◆ PROVIDED RECORDS
--------------------------------
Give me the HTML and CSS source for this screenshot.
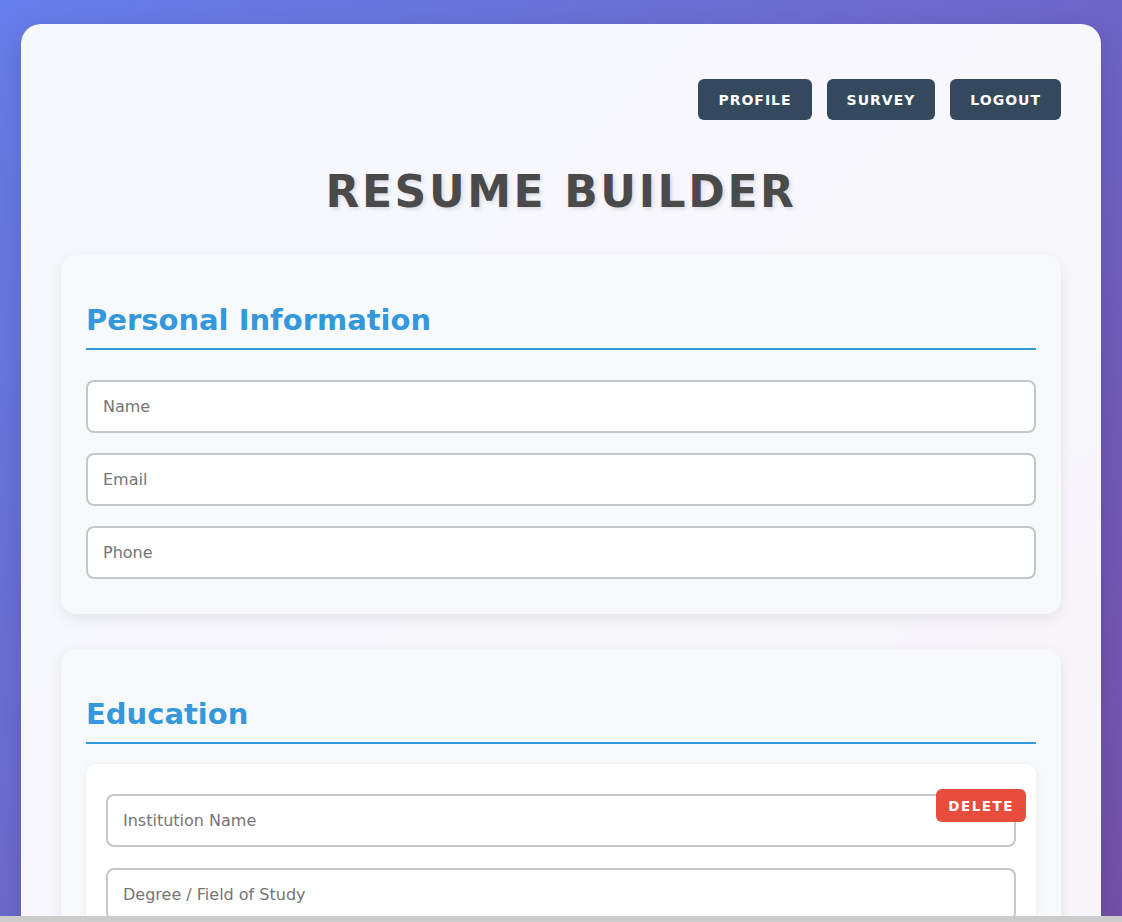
--------------------------------
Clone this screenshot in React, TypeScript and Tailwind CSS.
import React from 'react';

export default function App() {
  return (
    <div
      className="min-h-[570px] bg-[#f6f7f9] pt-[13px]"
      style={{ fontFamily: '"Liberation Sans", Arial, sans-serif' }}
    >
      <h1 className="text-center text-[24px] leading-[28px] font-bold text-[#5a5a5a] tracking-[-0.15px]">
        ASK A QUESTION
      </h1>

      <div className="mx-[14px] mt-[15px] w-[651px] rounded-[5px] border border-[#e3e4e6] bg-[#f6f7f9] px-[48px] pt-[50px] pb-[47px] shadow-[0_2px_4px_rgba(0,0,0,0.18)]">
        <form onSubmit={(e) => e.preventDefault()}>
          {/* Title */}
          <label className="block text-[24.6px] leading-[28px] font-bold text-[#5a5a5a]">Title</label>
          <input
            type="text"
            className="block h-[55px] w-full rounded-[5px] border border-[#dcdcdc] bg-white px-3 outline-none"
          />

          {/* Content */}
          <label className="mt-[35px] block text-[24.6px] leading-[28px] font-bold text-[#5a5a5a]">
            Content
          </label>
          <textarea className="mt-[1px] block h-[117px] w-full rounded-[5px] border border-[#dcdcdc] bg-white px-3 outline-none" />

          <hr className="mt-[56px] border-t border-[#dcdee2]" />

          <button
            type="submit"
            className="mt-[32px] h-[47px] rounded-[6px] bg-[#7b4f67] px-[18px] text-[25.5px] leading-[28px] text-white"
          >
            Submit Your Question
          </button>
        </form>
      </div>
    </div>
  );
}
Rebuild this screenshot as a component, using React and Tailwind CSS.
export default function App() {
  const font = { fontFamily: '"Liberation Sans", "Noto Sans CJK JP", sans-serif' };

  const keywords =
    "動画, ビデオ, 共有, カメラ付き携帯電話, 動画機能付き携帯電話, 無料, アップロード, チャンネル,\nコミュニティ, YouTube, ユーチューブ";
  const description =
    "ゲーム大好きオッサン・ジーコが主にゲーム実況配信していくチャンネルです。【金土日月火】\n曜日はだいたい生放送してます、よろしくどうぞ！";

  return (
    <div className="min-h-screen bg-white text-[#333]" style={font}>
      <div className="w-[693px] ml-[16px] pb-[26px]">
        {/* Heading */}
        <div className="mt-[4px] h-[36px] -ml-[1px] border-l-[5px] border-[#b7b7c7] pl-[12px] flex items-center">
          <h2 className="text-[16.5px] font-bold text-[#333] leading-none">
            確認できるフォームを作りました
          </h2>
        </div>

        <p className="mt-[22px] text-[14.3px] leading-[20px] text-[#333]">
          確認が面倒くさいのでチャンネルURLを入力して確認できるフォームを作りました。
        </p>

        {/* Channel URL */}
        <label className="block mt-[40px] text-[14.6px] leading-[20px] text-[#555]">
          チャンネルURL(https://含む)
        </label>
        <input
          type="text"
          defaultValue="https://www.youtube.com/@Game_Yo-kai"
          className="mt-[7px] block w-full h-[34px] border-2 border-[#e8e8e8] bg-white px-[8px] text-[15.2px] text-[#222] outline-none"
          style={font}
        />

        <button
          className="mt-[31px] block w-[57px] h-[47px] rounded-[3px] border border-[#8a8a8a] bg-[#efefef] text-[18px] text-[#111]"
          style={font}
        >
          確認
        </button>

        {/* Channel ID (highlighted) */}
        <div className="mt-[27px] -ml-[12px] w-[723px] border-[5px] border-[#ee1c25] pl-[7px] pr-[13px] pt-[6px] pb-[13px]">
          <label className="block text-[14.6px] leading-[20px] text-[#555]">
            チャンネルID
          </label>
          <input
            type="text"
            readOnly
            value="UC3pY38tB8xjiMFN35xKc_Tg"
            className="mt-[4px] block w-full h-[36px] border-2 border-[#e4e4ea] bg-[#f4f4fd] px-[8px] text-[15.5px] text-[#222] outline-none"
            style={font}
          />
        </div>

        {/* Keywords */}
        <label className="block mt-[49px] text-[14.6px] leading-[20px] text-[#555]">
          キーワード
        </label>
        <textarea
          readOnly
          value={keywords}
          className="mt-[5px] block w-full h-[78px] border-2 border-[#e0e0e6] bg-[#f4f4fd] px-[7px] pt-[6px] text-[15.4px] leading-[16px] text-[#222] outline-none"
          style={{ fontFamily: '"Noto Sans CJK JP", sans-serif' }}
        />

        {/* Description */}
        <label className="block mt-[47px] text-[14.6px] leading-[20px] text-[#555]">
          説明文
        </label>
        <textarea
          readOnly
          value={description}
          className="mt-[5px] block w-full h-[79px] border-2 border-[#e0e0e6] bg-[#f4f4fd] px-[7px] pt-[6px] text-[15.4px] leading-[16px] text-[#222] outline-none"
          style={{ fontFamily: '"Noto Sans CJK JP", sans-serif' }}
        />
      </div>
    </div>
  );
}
--------------------------------
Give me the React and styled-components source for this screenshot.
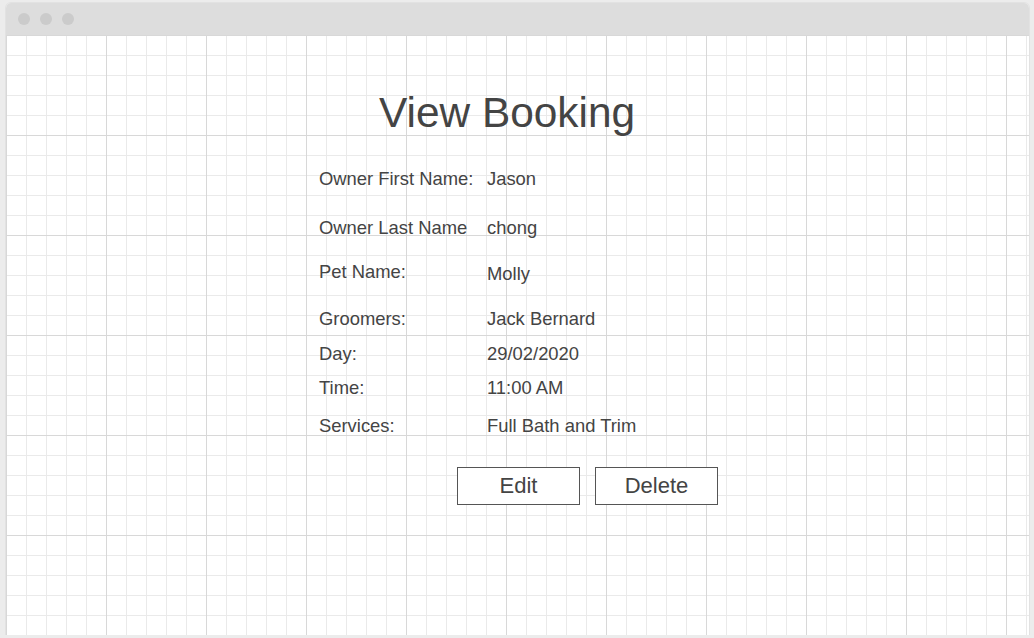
--------------------------------
◆ GOAL
From the records above, pull out each line that has "Give".

◆ EXERCISE RESPONSE
Give me the HTML and CSS source for this screenshot.
Give me the React and styled-components source for this screenshot.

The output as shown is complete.